State the number of lines in these records that include the word "Clone", and add nothing to it.

■ Data in this exercise
** start **
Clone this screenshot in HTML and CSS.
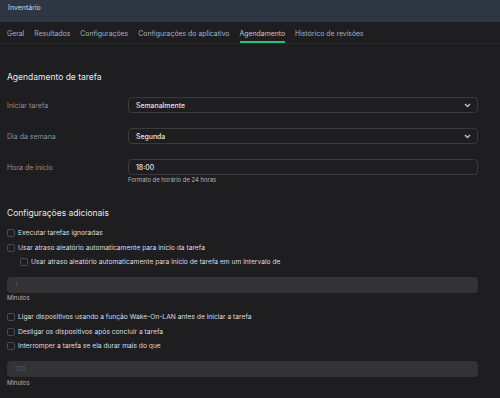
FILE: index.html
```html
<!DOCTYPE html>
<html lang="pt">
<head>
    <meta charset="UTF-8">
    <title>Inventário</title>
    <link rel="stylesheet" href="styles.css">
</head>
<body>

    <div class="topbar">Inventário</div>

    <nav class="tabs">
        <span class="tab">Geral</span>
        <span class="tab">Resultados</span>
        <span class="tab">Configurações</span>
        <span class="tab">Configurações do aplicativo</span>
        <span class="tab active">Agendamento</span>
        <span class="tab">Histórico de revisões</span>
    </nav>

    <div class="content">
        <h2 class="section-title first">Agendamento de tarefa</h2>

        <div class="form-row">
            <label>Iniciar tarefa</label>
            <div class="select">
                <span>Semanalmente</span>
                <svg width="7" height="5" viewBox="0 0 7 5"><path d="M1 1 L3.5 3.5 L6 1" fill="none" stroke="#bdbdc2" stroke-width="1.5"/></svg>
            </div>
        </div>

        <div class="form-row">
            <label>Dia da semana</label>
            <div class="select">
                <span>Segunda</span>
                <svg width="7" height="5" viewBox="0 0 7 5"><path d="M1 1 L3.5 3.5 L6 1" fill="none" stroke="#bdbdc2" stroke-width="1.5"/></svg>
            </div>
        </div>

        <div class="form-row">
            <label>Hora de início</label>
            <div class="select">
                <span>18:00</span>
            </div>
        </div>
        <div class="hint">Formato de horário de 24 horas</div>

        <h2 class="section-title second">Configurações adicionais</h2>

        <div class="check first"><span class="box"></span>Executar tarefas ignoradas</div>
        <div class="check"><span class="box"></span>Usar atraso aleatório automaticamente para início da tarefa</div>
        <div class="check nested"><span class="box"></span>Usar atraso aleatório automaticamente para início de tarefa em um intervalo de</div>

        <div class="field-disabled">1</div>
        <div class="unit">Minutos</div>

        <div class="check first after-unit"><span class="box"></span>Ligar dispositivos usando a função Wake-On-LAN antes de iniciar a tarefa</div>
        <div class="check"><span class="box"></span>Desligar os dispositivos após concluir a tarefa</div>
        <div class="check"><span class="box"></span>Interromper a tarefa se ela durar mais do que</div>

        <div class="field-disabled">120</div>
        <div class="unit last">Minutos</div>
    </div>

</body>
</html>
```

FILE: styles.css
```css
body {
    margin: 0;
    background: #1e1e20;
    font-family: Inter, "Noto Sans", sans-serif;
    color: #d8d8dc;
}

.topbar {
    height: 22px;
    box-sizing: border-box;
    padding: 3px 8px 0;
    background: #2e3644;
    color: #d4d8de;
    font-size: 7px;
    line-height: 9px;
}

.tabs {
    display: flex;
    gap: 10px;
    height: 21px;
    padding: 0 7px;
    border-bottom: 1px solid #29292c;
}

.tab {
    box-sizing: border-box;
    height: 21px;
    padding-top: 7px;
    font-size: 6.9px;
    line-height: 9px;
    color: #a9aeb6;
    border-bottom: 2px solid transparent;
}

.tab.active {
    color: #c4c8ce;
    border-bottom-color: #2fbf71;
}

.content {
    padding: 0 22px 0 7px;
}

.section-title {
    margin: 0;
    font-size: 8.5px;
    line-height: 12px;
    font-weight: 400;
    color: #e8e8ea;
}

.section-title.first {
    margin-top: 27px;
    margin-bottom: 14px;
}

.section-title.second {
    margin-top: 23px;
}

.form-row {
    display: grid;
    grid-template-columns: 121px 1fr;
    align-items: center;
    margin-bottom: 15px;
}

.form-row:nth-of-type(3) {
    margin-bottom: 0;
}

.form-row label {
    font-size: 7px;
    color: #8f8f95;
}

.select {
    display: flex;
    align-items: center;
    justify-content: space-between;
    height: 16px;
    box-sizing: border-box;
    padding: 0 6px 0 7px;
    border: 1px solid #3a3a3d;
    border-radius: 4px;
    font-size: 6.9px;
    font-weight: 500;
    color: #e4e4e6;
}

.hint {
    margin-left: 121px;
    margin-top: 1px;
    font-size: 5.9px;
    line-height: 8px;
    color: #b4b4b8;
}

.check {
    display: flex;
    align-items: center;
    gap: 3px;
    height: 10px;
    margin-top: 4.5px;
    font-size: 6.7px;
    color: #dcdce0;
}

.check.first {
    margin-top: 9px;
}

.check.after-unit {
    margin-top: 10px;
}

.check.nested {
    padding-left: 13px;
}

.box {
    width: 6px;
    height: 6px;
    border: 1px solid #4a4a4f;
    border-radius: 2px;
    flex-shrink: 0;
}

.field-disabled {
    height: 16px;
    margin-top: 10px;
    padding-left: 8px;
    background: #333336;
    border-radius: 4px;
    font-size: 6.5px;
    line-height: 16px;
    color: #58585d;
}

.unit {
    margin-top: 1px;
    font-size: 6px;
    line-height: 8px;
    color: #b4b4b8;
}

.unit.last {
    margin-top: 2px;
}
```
** end **
** start **
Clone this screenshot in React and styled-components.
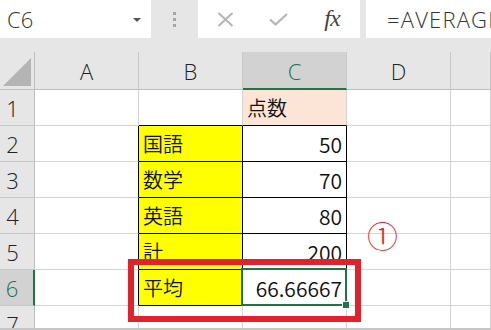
** end **
** start **
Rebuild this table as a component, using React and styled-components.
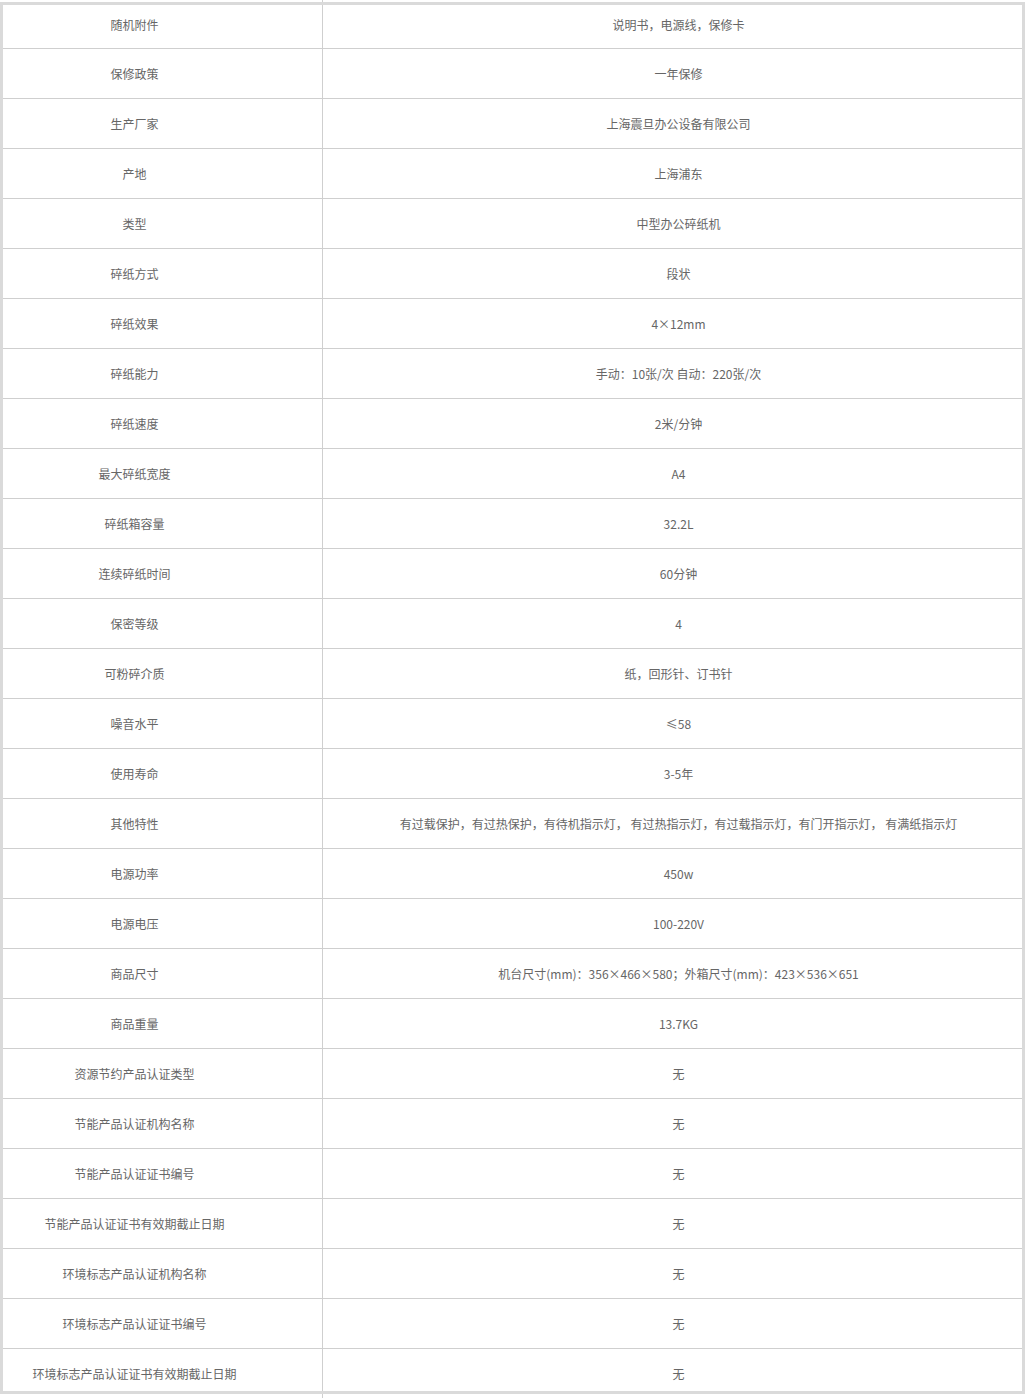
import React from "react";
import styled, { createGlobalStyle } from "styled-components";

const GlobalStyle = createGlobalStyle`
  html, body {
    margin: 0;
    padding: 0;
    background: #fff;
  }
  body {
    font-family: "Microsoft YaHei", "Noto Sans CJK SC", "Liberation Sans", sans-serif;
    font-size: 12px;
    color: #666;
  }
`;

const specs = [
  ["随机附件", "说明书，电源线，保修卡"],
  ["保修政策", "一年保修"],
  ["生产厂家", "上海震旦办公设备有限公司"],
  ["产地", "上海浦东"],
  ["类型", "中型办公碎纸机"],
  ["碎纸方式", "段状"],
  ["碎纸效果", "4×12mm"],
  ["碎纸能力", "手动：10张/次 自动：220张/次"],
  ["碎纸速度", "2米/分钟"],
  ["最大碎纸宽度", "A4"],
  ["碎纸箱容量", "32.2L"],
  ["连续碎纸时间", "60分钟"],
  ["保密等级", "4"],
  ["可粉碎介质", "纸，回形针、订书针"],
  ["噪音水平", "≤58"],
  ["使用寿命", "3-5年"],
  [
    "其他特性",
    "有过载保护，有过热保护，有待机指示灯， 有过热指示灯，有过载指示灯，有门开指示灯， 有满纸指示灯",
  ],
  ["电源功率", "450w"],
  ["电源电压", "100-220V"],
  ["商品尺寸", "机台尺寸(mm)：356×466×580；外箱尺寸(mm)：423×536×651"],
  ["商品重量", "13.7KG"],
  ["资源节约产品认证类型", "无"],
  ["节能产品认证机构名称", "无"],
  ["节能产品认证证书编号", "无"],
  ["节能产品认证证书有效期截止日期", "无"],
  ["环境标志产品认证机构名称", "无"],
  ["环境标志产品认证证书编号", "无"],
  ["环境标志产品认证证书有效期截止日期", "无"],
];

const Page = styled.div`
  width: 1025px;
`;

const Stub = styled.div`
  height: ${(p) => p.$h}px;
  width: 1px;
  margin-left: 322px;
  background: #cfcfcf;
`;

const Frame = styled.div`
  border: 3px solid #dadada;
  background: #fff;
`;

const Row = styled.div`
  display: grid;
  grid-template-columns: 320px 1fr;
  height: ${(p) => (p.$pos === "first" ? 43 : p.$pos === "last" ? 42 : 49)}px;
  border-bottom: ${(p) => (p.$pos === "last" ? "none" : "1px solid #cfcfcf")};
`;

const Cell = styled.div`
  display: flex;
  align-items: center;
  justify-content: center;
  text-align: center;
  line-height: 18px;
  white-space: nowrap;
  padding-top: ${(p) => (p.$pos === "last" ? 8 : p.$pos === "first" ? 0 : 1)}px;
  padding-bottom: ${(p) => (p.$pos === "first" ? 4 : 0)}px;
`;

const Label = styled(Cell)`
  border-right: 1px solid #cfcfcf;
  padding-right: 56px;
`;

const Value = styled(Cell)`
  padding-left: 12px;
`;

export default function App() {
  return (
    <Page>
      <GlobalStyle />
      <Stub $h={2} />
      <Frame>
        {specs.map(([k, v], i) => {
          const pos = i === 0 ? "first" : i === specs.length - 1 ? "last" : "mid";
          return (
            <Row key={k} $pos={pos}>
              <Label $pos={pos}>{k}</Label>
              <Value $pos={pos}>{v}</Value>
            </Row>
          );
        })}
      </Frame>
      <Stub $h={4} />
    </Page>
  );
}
** end **
■ Response to this exercise
2